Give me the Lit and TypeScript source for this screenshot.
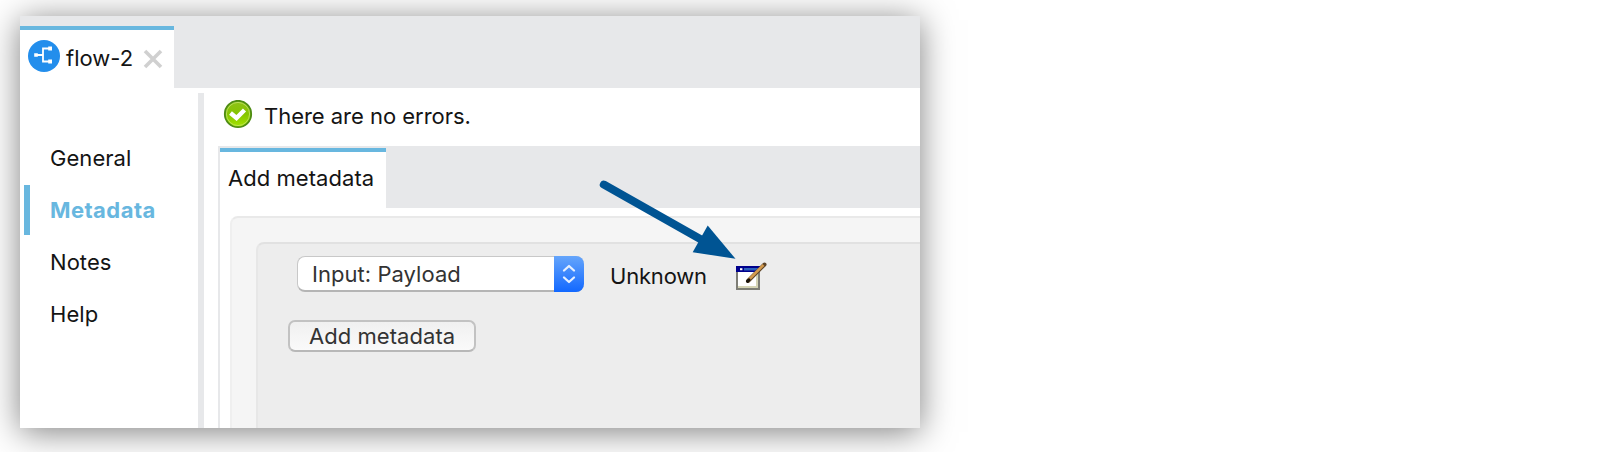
import { LitElement, html, css } from "lit";
import { customElement, state } from "lit/decorators.js";

@customElement("app-root")
export class AppRoot extends LitElement {
  @state() private active = "Metadata";
  private readonly sections = ["General", "Metadata", "Notes", "Help"];

  static styles = css`
    :host {
      display: block;
      box-sizing: border-box;
      height: 452px;
      padding: 16px 0 0 20px;
      overflow: hidden;
      background: #fff;
      color: #141414;
      font: 22px/30px Inter, "Liberation Sans", sans-serif;
      white-space: nowrap;
    }
    * { box-sizing: border-box; }
    svg { display: block; flex: none; }
    .window {
      position: relative;
      width: 900px;
      height: 412px;
      display: flex;
      flex-direction: column;
      background: #fff;
      box-shadow: 0 4px 32px rgba(0, 0, 0, 0.5);
    }
    .tabs { height: 72px; padding-top: 10px; background: #e7e8ea; flex: none; }
    .tab {
      width: 154px;
      height: 62px;
      border-top: 4px solid #68b7df;
      background: #fff;
      display: flex;
      align-items: flex-start;
      padding: 10px 0 0 8px;
    }
    .tab-name { margin: 3px 0 0 6px; width: 69px; letter-spacing: 0; }
    .close { margin: 9px 0 0 8px; }
    .body { flex: 1; display: flex; min-height: 0; }
    .side {
      width: 178px;
      padding: 45px 0 0 4px;
      display: flex;
      flex-direction: column;
      gap: 2px;
    }
    .item {
      height: 50px;
      border-left: 6px solid transparent;
      padding-left: 20px;
      line-height: 50px;
      letter-spacing: 0.05px;
    }
    .item.on { border-color: #68b7df; color: #68b7df; font-weight: 700; letter-spacing: 0.45px; }
    .divider { width: 6px; margin-top: 5px; background: #e7e8ea; }
    .main { flex: 1; min-width: 0; padding-left: 14px; display: flex; flex-direction: column; }
    .status { height: 58px; padding: 12px 0 0 5px; display: flex; gap: 11px; flex: none; }
    .status span { margin-top: 1px; letter-spacing: -0.03px; }
    .sheet { flex: 1; border-left: 2px solid #e7e8ea; display: flex; flex-direction: column; min-height: 0; }
    .subtabs { height: 62px; padding-top: 2px; background: #e7e8ea; flex: none; }
    .subtab {
      width: 166px;
      height: 60px;
      border-top: 4px solid #68b7df;
      background: #fff;
      padding: 11px 0 0 8px;
      letter-spacing: 0.05px;
    }
    .outer {
      flex: 1;
      margin: 8px 0 0 10px;
      padding: 24px 0 0 24px;
      background: #f5f5f5;
      border: 2px solid #e9e9e9;
      border-width: 2px 0 0 2px;
      border-left-color: #efefef;
      border-radius: 8px 0 0 0;
      min-height: 0;
      display: flex;
    }
    .inner {
      flex: 1;
      background: #ededed;
      border: 2px solid #e1e1e1;
      border-left-color: #e7e7e7;
      border-width: 2px 0 0 2px;
      border-radius: 8px 0 0 0;
      padding: 12px 0 0 30px;
    }
    .row { display: flex; height: 37px; padding-left: 9px; }
    .select {
      width: 287px;
      height: 36px;
      display: flex;
      border-radius: 8px;
      background: #fff;
      border: 1px solid #c8c8c8;
      border-right: 0;
      border-bottom: 2px solid #b5b5b5;
      color: #333;
    }
    .value { flex: 1; padding: 2px 0 0 14px; letter-spacing: 0.04px; }
    .knob {
      width: 30px;
      height: 36px;
      margin-top: -1px;
      border-radius: 0 8px 8px 0;
      background: linear-gradient(#65a5fb, #1268ff);
    }
    .type { margin: 5px 0 0 26px; width: 97px; letter-spacing: -0.2px; }
    .edit { margin-top: 5px; margin-left: 29px; }
    .add {
      margin-top: 27px;
      width: 188px;
      height: 32px;
      border: 2px solid #c2c2c2;
      border-bottom-color: #b8b8b8;
      border-radius: 7px;
      background: linear-gradient(#f0f0f0, #fafafa);
      color: #333;
      padding-left: 19px;
      line-height: 28px;
      letter-spacing: 0.05px;
    }
    .pointer { position: absolute; left: 570px; top: 160px; }
  `;

  render() {
    return html`
      <div class="window">
        <div class="tabs">
          <div class="tab">
            <svg width="32" height="32" viewBox="0 0 32 32">
              <circle cx="16" cy="16" r="16" fill="#238eec" />
              <g fill="none" stroke="#fff" stroke-width="1.8">
                <path d="M8 15H14.5M22 8.5H15V21.5H22" />
              </g>
              <path fill="#fff" d="M6.2 13.2h3.6v3.6H6.2zM20.2 6.5H24v4h-3.8zM20.2 19.4H24v4h-3.8z" />
            </svg>
            <span class="tab-name">flow-2</span>
            <svg class="close" width="20" height="20" viewBox="0 0 20 20">
              <path d="M2 2L18 18M18 2L2 18" stroke="#d0d0d0" stroke-width="3.6" />
            </svg>
          </div>
        </div>
        <div class="body">
          <div class="side">
            ${this.sections.map(
              (s) => html`<div class="item ${s === this.active ? "on" : ""}" @click=${() => (this.active = s)}>${s}</div>`
            )}
          </div>
          <div class="divider"></div>
          <div class="main">
            <div class="status">
              <svg width="30" height="30" viewBox="0 0 30 30">
                <defs>
                  <linearGradient id="g" x2="0" y2="1">
                    <stop offset="0" stop-color="#8fc31a" />
                    <stop offset=".5" stop-color="#85c400" />
                    <stop offset="1" stop-color="#a5e500" />
                  </linearGradient>
                </defs>
                <circle cx="15" cy="14" r="13.2" fill="url(#g)" stroke="#4e8c14" stroke-width="1.8" />
                <circle cx="15" cy="14" r="11.6" fill="none" stroke="#c4e36e" stroke-width="1" opacity=".8" />
                <path d="M7.5 13L13.5 18L21.5 10" fill="none" stroke="#fff" stroke-width="4.4" />
              </svg>
              <span>There are no errors.</span>
            </div>
            <div class="sheet">
              <div class="subtabs"><div class="subtab">Add metadata</div></div>
              <div class="outer">
                <div class="inner">
                  <div class="row">
                    <div class="select">
                      <span class="value">Input: Payload</span>
                      <svg class="knob" viewBox="0 0 30 36">
                        <path d="M10 14.5L15 10L20 14.5M10 21.5L15 26L20 21.5" fill="none" stroke="#e6f0ff" stroke-width="2.3" stroke-linecap="round" stroke-linejoin="round" />
                      </svg>
                    </div>
                    <span class="type">Unknown</span>
                    <svg class="edit" width="32" height="30" viewBox="0 0 32 30">
                      <path fill="#7d7d75" d="M0 5H24V29H0z" />
                      <path fill="#fff" d="M2 11H20V25H2z" />
                      <path fill="#d5d4b5" d="M20 11H22V27H2V25H20z" />
                      <path fill="#00008c" d="M0 5H24V11H0z" />
                      <path fill="#2c62bd" d="M8 7H22V9.5H8z" />
                      <path fill="#fff" d="M4 7.2h2.4v2H4z" />
                      <path d="M12 20L28.5 3.5" stroke="#5d4529" stroke-width="4" stroke-linecap="round" />
                      <path d="M13 18.5L27.5 4" stroke="#d49b4e" stroke-width="2.6" />
                      <path d="M11.5 20.3L13 18.8" stroke="#16110a" stroke-width="3" stroke-linecap="round" />
                    </svg>
                  </div>
                  <div class="add">Add metadata</div>
                </div>
              </div>
            </div>
          </div>
        </div>
        <svg class="pointer" width="160" height="90" viewBox="590 176 160 90">
          <path d="M603.8 184.6L702 240" stroke="#005493" stroke-width="8" stroke-linecap="round" />
          <path d="M735.5 258.8L707.7 225.5L692.7 252.2Z" fill="#005493" />
        </svg>
      </div>
    `;
  }
}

· · ·

→ EXERCISE GOAL: Repeat the material above verbatim. Leave the pictures behind.

→ SOLUTION FOR THIS EXERCISE:
Give me the Lit and TypeScript source for this screenshot.
import { LitElement, html, css } from "lit";
import { customElement, state } from "lit/decorators.js";

@customElement("app-root")
export class AppRoot extends LitElement {
  @state() private active = "Metadata";
  private readonly sections = ["General", "Metadata", "Notes", "Help"];

  static styles = css`
    :host {
      display: block;
      box-sizing: border-box;
      height: 452px;
      padding: 16px 0 0 20px;
      overflow: hidden;
      background: #fff;
      color: #141414;
      font: 22px/30px Inter, "Liberation Sans", sans-serif;
      white-space: nowrap;
    }
    * { box-sizing: border-box; }
    svg { display: block; flex: none; }
    .window {
      position: relative;
      width: 900px;
      height: 412px;
      display: flex;
      flex-direction: column;
      background: #fff;
      box-shadow: 0 4px 32px rgba(0, 0, 0, 0.5);
    }
    .tabs { height: 72px; padding-top: 10px; background: #e7e8ea; flex: none; }
    .tab {
      width: 154px;
      height: 62px;
      border-top: 4px solid #68b7df;
      background: #fff;
      display: flex;
      align-items: flex-start;
      padding: 10px 0 0 8px;
    }
    .tab-name { margin: 3px 0 0 6px; width: 69px; letter-spacing: 0; }
    .close { margin: 9px 0 0 8px; }
    .body { flex: 1; display: flex; min-height: 0; }
    .side {
      width: 178px;
      padding: 45px 0 0 4px;
      display: flex;
      flex-direction: column;
      gap: 2px;
    }
    .item {
      height: 50px;
      border-left: 6px solid transparent;
      padding-left: 20px;
      line-height: 50px;
      letter-spacing: 0.05px;
    }
    .item.on { border-color: #68b7df; color: #68b7df; font-weight: 700; letter-spacing: 0.45px; }
    .divider { width: 6px; margin-top: 5px; background: #e7e8ea; }
    .main { flex: 1; min-width: 0; padding-left: 14px; display: flex; flex-direction: column; }
    .status { height: 58px; padding: 12px 0 0 5px; display: flex; gap: 11px; flex: none; }
    .status span { margin-top: 1px; letter-spacing: -0.03px; }
    .sheet { flex: 1; border-left: 2px solid #e7e8ea; display: flex; flex-direction: column; min-height: 0; }
    .subtabs { height: 62px; padding-top: 2px; background: #e7e8ea; flex: none; }
    .subtab {
      width: 166px;
      height: 60px;
      border-top: 4px solid #68b7df;
      background: #fff;
      padding: 11px 0 0 8px;
      letter-spacing: 0.05px;
    }
    .outer {
      flex: 1;
      margin: 8px 0 0 10px;
      padding: 24px 0 0 24px;
      background: #f5f5f5;
      border: 2px solid #e9e9e9;
      border-width: 2px 0 0 2px;
      border-left-color: #efefef;
      border-radius: 8px 0 0 0;
      min-height: 0;
      display: flex;
    }
    .inner {
      flex: 1;
      background: #ededed;
      border: 2px solid #e1e1e1;
      border-left-color: #e7e7e7;
      border-width: 2px 0 0 2px;
      border-radius: 8px 0 0 0;
      padding: 12px 0 0 30px;
    }
    .row { display: flex; height: 37px; padding-left: 9px; }
    .select {
      width: 287px;
      height: 36px;
      display: flex;
      border-radius: 8px;
      background: #fff;
      border: 1px solid #c8c8c8;
      border-right: 0;
      border-bottom: 2px solid #b5b5b5;
      color: #333;
    }
    .value { flex: 1; padding: 2px 0 0 14px; letter-spacing: 0.04px; }
    .knob {
      width: 30px;
      height: 36px;
      margin-top: -1px;
      border-radius: 0 8px 8px 0;
      background: linear-gradient(#65a5fb, #1268ff);
    }
    .type { margin: 5px 0 0 26px; width: 97px; letter-spacing: -0.2px; }
    .edit { margin-top: 5px; margin-left: 29px; }
    .add {
      margin-top: 27px;
      width: 188px;
      height: 32px;
      border: 2px solid #c2c2c2;
      border-bottom-color: #b8b8b8;
      border-radius: 7px;
      background: linear-gradient(#f0f0f0, #fafafa);
      color: #333;
      padding-left: 19px;
      line-height: 28px;
      letter-spacing: 0.05px;
    }
    .pointer { position: absolute; left: 570px; top: 160px; }
  `;

  render() {
    return html`
      <div class="window">
        <div class="tabs">
          <div class="tab">
            <svg width="32" height="32" viewBox="0 0 32 32">
              <circle cx="16" cy="16" r="16" fill="#238eec" />
              <g fill="none" stroke="#fff" stroke-width="1.8">
                <path d="M8 15H14.5M22 8.5H15V21.5H22" />
              </g>
              <path fill="#fff" d="M6.2 13.2h3.6v3.6H6.2zM20.2 6.5H24v4h-3.8zM20.2 19.4H24v4h-3.8z" />
            </svg>
            <span class="tab-name">flow-2</span>
            <svg class="close" width="20" height="20" viewBox="0 0 20 20">
              <path d="M2 2L18 18M18 2L2 18" stroke="#d0d0d0" stroke-width="3.6" />
            </svg>
          </div>
        </div>
        <div class="body">
          <div class="side">
            ${this.sections.map(
              (s) => html`<div class="item ${s === this.active ? "on" : ""}" @click=${() => (this.active = s)}>${s}</div>`
            )}
          </div>
          <div class="divider"></div>
          <div class="main">
            <div class="status">
              <svg width="30" height="30" viewBox="0 0 30 30">
                <defs>
                  <linearGradient id="g" x2="0" y2="1">
                    <stop offset="0" stop-color="#8fc31a" />
                    <stop offset=".5" stop-color="#85c400" />
                    <stop offset="1" stop-color="#a5e500" />
                  </linearGradient>
                </defs>
                <circle cx="15" cy="14" r="13.2" fill="url(#g)" stroke="#4e8c14" stroke-width="1.8" />
                <circle cx="15" cy="14" r="11.6" fill="none" stroke="#c4e36e" stroke-width="1" opacity=".8" />
                <path d="M7.5 13L13.5 18L21.5 10" fill="none" stroke="#fff" stroke-width="4.4" />
              </svg>
              <span>There are no errors.</span>
            </div>
            <div class="sheet">
              <div class="subtabs"><div class="subtab">Add metadata</div></div>
              <div class="outer">
                <div class="inner">
                  <div class="row">
                    <div class="select">
                      <span class="value">Input: Payload</span>
                      <svg class="knob" viewBox="0 0 30 36">
                        <path d="M10 14.5L15 10L20 14.5M10 21.5L15 26L20 21.5" fill="none" stroke="#e6f0ff" stroke-width="2.3" stroke-linecap="round" stroke-linejoin="round" />
                      </svg>
                    </div>
                    <span class="type">Unknown</span>
                    <svg class="edit" width="32" height="30" viewBox="0 0 32 30">
                      <path fill="#7d7d75" d="M0 5H24V29H0z" />
                      <path fill="#fff" d="M2 11H20V25H2z" />
                      <path fill="#d5d4b5" d="M20 11H22V27H2V25H20z" />
                      <path fill="#00008c" d="M0 5H24V11H0z" />
                      <path fill="#2c62bd" d="M8 7H22V9.5H8z" />
                      <path fill="#fff" d="M4 7.2h2.4v2H4z" />
                      <path d="M12 20L28.5 3.5" stroke="#5d4529" stroke-width="4" stroke-linecap="round" />
                      <path d="M13 18.5L27.5 4" stroke="#d49b4e" stroke-width="2.6" />
                      <path d="M11.5 20.3L13 18.8" stroke="#16110a" stroke-width="3" stroke-linecap="round" />
                    </svg>
                  </div>
                  <div class="add">Add metadata</div>
                </div>
              </div>
            </div>
          </div>
        </div>
        <svg class="pointer" width="160" height="90" viewBox="590 176 160 90">
          <path d="M603.8 184.6L702 240" stroke="#005493" stroke-width="8" stroke-linecap="round" />
          <path d="M735.5 258.8L707.7 225.5L692.7 252.2Z" fill="#005493" />
        </svg>
      </div>
    `;
  }
}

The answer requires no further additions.